Mi viene in mente un esempio importante di "pedagogismo" rispettabile, certamente più del nulla di chi critica solamente e nella convinzione che la soluzione sia nella restaurazione di ciò che funzionava "benissimo".

Per oltre vent'anni Dorothy Gabel, insegnante e ricercatrice americana di didattica della chimica, ha propugnato un "approccio particellare" alla comprensione dei concetti chimici, del quale ero profondamente convinto attuatore e sostenitore. Ho diffuso usanze di simulare concretamente le combinazioni chimiche con mucchi di viti e dadi e altre cose analoghe. Ma col tempo mi sono anche convinto che tutto ciò non funzionava: la manipolazione produceva comprensione delle combinazioni concretamente manipolate, ma non di quelle che costituivano il vero obiettivo. I test di comprensione continuavano a fornire risultati negativi o anche peggiori di prima. All'inizio l'idea di dover abbandonare le mie certezze era quasi tremenda, e cercai altre soluzioni. Poi invece ho studiato qualche teoria psicologica per mio conto e contemporaneamente ho abbandonato l'idea, ancora prima di capire 'perché' non doveva funzionare. Oggi che, dopo altri dieci anni, vedo ancora nei laboratori dei bicchieri pieni di viti e dadi usati da miei colleghi caduti nella stessa trappola per pura imitazione, senza mai aver avuto uno scambio culturale, senza che io abbia mai fatto nulla per convincerli prima o per dissuaderli dopo, mi sono domandato che fine avesse fatto Dorothy Gabel. Un mio amico universitario che conosce bene e di persona i diversi interpreti della ricerca in didattica della chimica mi ha detto: "ha chiuso tutto, ha capito che l'approccio non funzionava". Ah bene, ho risposto, rispetto il fatto che ci abbia impiegato 20 anni, ma non poteva fare allora un articolo a caratteri cubitali e farcelo sapere?

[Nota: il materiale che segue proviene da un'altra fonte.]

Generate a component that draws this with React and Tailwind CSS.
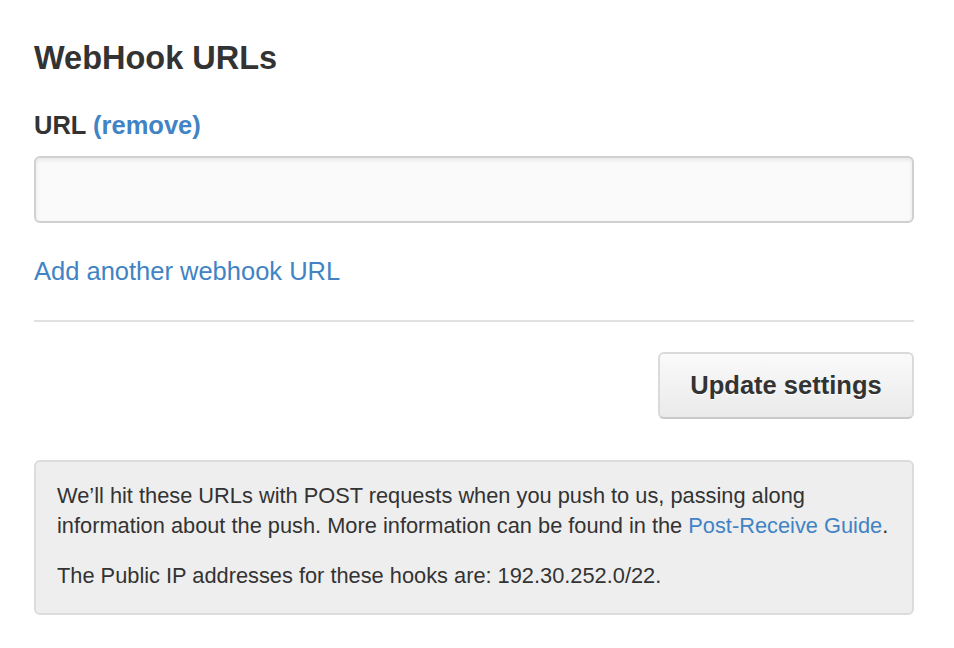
export default function App() {
  return (
    <div className="min-h-screen bg-white text-[#333]" style={{ fontFamily: '"Liberation Sans", Arial, sans-serif' }}>
      <div className="ml-[34px] w-[880px] pt-[38px]">
        <h2 className="text-[32.5px] font-bold leading-[40px]">WebHook URLs</h2>

        <div className="mt-[32px] text-[25.5px] font-bold leading-[30px]">
          URL{" "}
          <a href="#" className="text-[#4183c4]">(remove)</a>
        </div>

        <input
          type="text"
          className="mt-[16px] block h-[67px] w-full rounded-[6px] border-2 border-[#d0d0d0] bg-[#fafafa] shadow-[inset_0_2px_4px_rgba(0,0,0,0.08)] outline-none"
        />

        <a href="#" className="mt-[33px] block text-[25.5px] leading-[30px] text-[#4183c4]">
          Add another webhook URL
        </a>

        <div className="mt-[34px] h-[2px] bg-[#e1e1e1]" />

        <div className="mt-[30px] flex justify-end">
          <button className="h-[67px] w-[256px] rounded-[6px] border-2 border-[#dadada] border-b-[#c9c9c9] bg-gradient-to-b from-[#fafafa] to-[#eaeaea] text-[25.5px] font-bold text-[#333] [text-shadow:0_1px_0_#fff]">
            Update settings
          </button>
        </div>

        <div className="mt-[41px] rounded-[6px] border-2 border-[#dcdcdc] bg-[#eeeeee] pl-[21px] pr-[10px] pt-[19px] pb-[22px] text-[21.8px] leading-[30px]">
          <p>
            We’ll hit these URLs with POST requests when you push to us, passing along information about the push. More information can be found in the{" "}
            <a href="#" className="text-[#4183c4]">Post-Receive Guide</a>.
          </p>
          <p className="mt-[20px]">The Public IP addresses for these hooks are: 192.30.252.0/22.</p>
        </div>
      </div>
    </div>
  );
}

Esistono dunque i pedagogismi che non funzionano, ma esistono pure le spiegazioni e le capacità scientifiche di costruire delle pedagogie che funzionano.

Ecco cosa intendo con l'importanza di riconoscere subito i piccoli fallimenti, essere ricercatori seri, non campare sugli entusiasmi, l'importanza di lavorare in equipe con solide teorie di sfondo, se si vogliono evitare giustificate accuse di "pedagogismo".